9. Both arguments, i.e., von Neumann’s and Clifton’s, presuppose faithful measurement (FM) (see also fn 1). Indeed, an eventual failure of FM would be the natural way to explain why a certain constraint on possessed values does not show up in the measurement statistics.
10. A state of a spin-1 particle where prob(v(Sx2)=0)=1 is |Sx=0>. Expanding this state in the eigenvectors of Sx′ yields
cos φ (1 + sin2 φ) −½ |Sx′ = 0> + sin φ (1 + sin2 φ) −½ (|Sx′ = −1> − |Sx′ = +1>)
Now, with cos φ=1/3, we get:
prob(v(Sx′2) = 0) = prob(v(Sx′) = 0) = (cos φ)2 / (1 + sin2 φ) = 1/9 (1 + 8/9)−1 = 1/17
11. See Redhead (1987: 121). See also Kochen and Specker (1967: 64/299, eq. 4) and Fine and Teller (1978: 631) where the principle appears under the name "functional relation condition".
12. The argument here is due to Redhead (1987: 132). Redhead himself suggests that there is an internal tension in his argument. He remarks that STAT FUNC, as derived from the QM formalism, is a statement about (probabilities for) measured values, (see his remark that when QM → STAT FUNC, the latter is "understood in terms of the statistics of measurement results", p. 132), while FUNC talks about "the possessed values of the observables" (p. 121, my italics). This distinction seems to devaluate Redhead’s reasoning to some extent. If there is a real difference between possessed values and measured values and no explicit assumption equating both types of values is made, then STAT FUNC (version 1) derivable from FUNC talks about a statistical relation among functions of possessed values, while STAT FUNC (version 2) is derived from QM, hence by definition talks about the statistics of measured values. The two versions initially are entirely unconnected and FUNC → STAT FUNC (version 1) cannot lend plausibility to STAT FUNC (version 1). Now, don’t we have good reason to carefully distinguish measured and possessed values in QM?

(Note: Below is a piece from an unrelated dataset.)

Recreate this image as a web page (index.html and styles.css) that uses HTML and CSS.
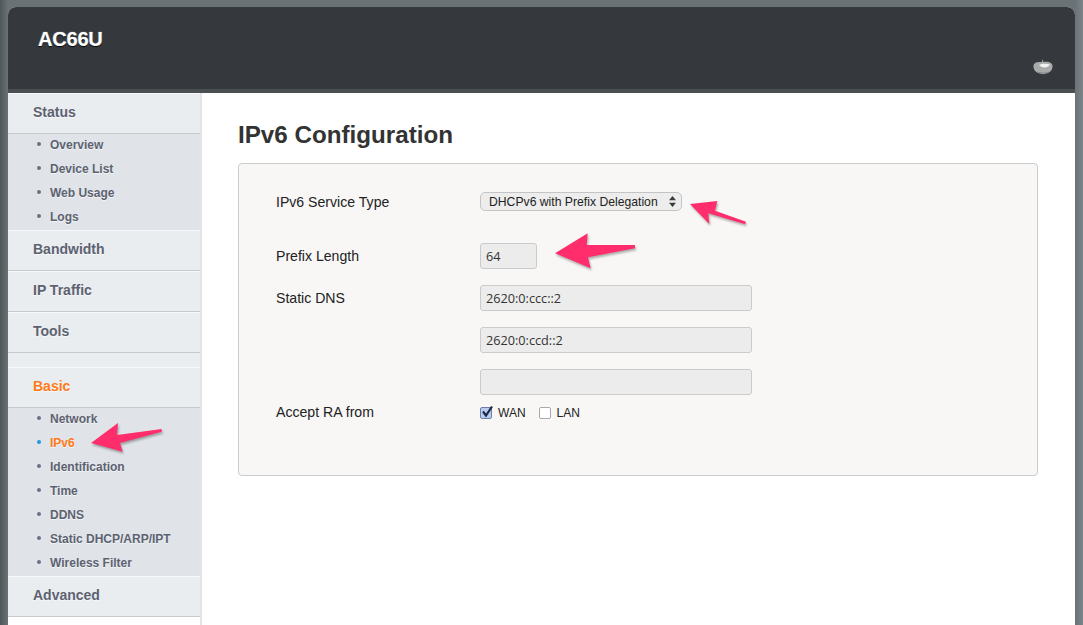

Fortunately, no such distinction is really necessary. First, distinguish a strong sense of possessed values where possessed value are values a system possesses independently from being measured and a weak sense of possessed values where possessed values are possessed simpliciter, i.e. the system just has them, perhaps as a result of measurement, perhaps not. Second, consider the hedge phrase of a system ‘displaying a value’ as a result of a measurement. It is minimally a phrase like this which must go into the description of the events for which the Statistical Algorithm yields probabilities. But the hedge phrase is actually superfluous. Physical systems do not display anything unless they have it. Accordingly, if a system displays a value upon measurement, then it possesses this value (in the weak sense). By contrast, if a system displays a value upon measurement and measurement is faithful, then it possesses that value independently of measurement (thus, possessed it in the strong sense). (See the main text below, § 5.3, for more on faithful measurement; see also Redhead, p. 131 after eq. (11), for the connection between faithful measurement and possessed values.) Now, the weak sense of possessing a value is fully sufficient to formulate FUNC and Redhead’s plausibility argument for STAT FUNC remains untouched. (Indeed, the derivation FUNC → STAT FUNC itself uses the Statistical Algorithm, which would be an illegitimate procedure if the latter did not refer to probabilities for possessed values, in some sense.)
13. It is not exactly true that the QM formalism prescribes any observable to have a value. In fact, the formalism itself is entirely silent about values, apart from the statistical predictions it entails via the statistical algorithm (see Redhead 1987: 8). But a crucial assumption of orthodox interpretations is the eigenstate-eigenvalue link (see Fine 1973: 20): Observable A on a system has value ak iff the system is in state |ak>. The only if direction of this principle which leads to a minimum of value ascriptions is endorsed in van Fraassen’s original version of the modal interpretation (this direction is equivalent to the Eigenvector Rule in Redhead 1987: 73, 120) while it denies the if direction, which prevents that more than a minimum of values are ascribed to a system.
14. This is Redhead’s (1987: 135-36) construal of a proposal by Fine (1974).
15. See Fine and Teller (1978: 636), Redhead (1987: 138) and references therein.
16. What we mean here is the following. A definition of observable f(A) (or observable A + B, or observable A·B, both constructed from observables A and B) would be that it is an observable which takes a value calculated by measuring v(A) (or measuring v(A) and v(B)) and applying f to the result (or calculating v(A) + v(B), or calculating v(A) v(B)). FUNC, the Sum Rule and the Product Rule, as restricted to one measurement context, trivially repeat these definitions, and there obviously is no point in testing, e.g., whether v(A·B) really equals v(A) v(B), if the former expression is defined by the latter.
17. The proviso ‘in a sense’ comes from the fact that a colourable subset of the set of observables corresponding to all directions in R3, since it is a proper subset of the latter, is not itself continuous in the intuitive sense. We can, however, define a probability function from such a colourable subset into [0, 1] which obeys the usual continuity definition of elementary calculus.